Given request:
Transcribe the lines below verbatim, skipping the images.

Material provided:
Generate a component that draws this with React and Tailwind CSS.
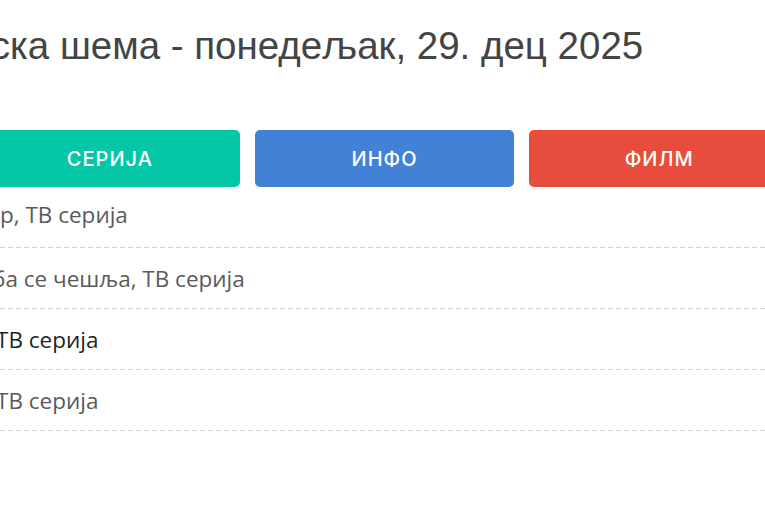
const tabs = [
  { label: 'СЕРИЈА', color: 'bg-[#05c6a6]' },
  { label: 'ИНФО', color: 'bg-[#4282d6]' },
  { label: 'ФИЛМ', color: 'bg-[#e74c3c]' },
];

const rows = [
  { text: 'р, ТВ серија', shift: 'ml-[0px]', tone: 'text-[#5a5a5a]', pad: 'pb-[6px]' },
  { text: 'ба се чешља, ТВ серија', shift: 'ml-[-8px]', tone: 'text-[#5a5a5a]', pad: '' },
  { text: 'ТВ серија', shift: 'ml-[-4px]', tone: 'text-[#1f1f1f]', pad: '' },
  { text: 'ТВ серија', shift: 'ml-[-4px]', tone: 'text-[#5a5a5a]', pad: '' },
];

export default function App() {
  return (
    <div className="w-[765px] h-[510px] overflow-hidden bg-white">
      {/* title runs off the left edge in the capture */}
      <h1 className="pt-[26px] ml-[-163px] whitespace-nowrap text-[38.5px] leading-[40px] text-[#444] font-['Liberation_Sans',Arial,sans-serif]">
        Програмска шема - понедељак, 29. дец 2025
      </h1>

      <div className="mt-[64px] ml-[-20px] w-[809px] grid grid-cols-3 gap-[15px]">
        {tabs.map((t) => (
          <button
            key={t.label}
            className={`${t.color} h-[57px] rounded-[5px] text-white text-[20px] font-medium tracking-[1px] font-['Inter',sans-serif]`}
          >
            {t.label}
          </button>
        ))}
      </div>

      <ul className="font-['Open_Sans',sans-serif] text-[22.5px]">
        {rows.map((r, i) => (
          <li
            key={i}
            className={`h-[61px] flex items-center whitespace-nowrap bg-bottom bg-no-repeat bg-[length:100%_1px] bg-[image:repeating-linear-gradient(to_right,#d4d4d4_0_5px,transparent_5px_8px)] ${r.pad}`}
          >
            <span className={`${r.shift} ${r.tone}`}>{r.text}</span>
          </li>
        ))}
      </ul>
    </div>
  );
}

Output below:
Generate a component that draws this with React and Tailwind CSS.
const tabs = [
  { label: 'СЕРИЈА', color: 'bg-[#05c6a6]' },
  { label: 'ИНФО', color: 'bg-[#4282d6]' },
  { label: 'ФИЛМ', color: 'bg-[#e74c3c]' },
];

const rows = [
  { text: 'р, ТВ серија', shift: 'ml-[0px]', tone: 'text-[#5a5a5a]', pad: 'pb-[6px]' },
  { text: 'ба се чешља, ТВ серија', shift: 'ml-[-8px]', tone: 'text-[#5a5a5a]', pad: '' },
  { text: 'ТВ серија', shift: 'ml-[-4px]', tone: 'text-[#1f1f1f]', pad: '' },
  { text: 'ТВ серија', shift: 'ml-[-4px]', tone: 'text-[#5a5a5a]', pad: '' },
];

export default function App() {
  return (
    <div className="w-[765px] h-[510px] overflow-hidden bg-white">
      {/* title runs off the left edge in the capture */}
      <h1 className="pt-[26px] ml-[-163px] whitespace-nowrap text-[38.5px] leading-[40px] text-[#444] font-['Liberation_Sans',Arial,sans-serif]">
        Програмска шема - понедељак, 29. дец 2025
      </h1>

      <div className="mt-[64px] ml-[-20px] w-[809px] grid grid-cols-3 gap-[15px]">
        {tabs.map((t) => (
          <button
            key={t.label}
            className={`${t.color} h-[57px] rounded-[5px] text-white text-[20px] font-medium tracking-[1px] font-['Inter',sans-serif]`}
          >
            {t.label}
          </button>
        ))}
      </div>

      <ul className="font-['Open_Sans',sans-serif] text-[22.5px]">
        {rows.map((r, i) => (
          <li
            key={i}
            className={`h-[61px] flex items-center whitespace-nowrap bg-bottom bg-no-repeat bg-[length:100%_1px] bg-[image:repeating-linear-gradient(to_right,#d4d4d4_0_5px,transparent_5px_8px)] ${r.pad}`}
          >
            <span className={`${r.shift} ${r.tone}`}>{r.text}</span>
          </li>
        ))}
      </ul>
    </div>
  );
}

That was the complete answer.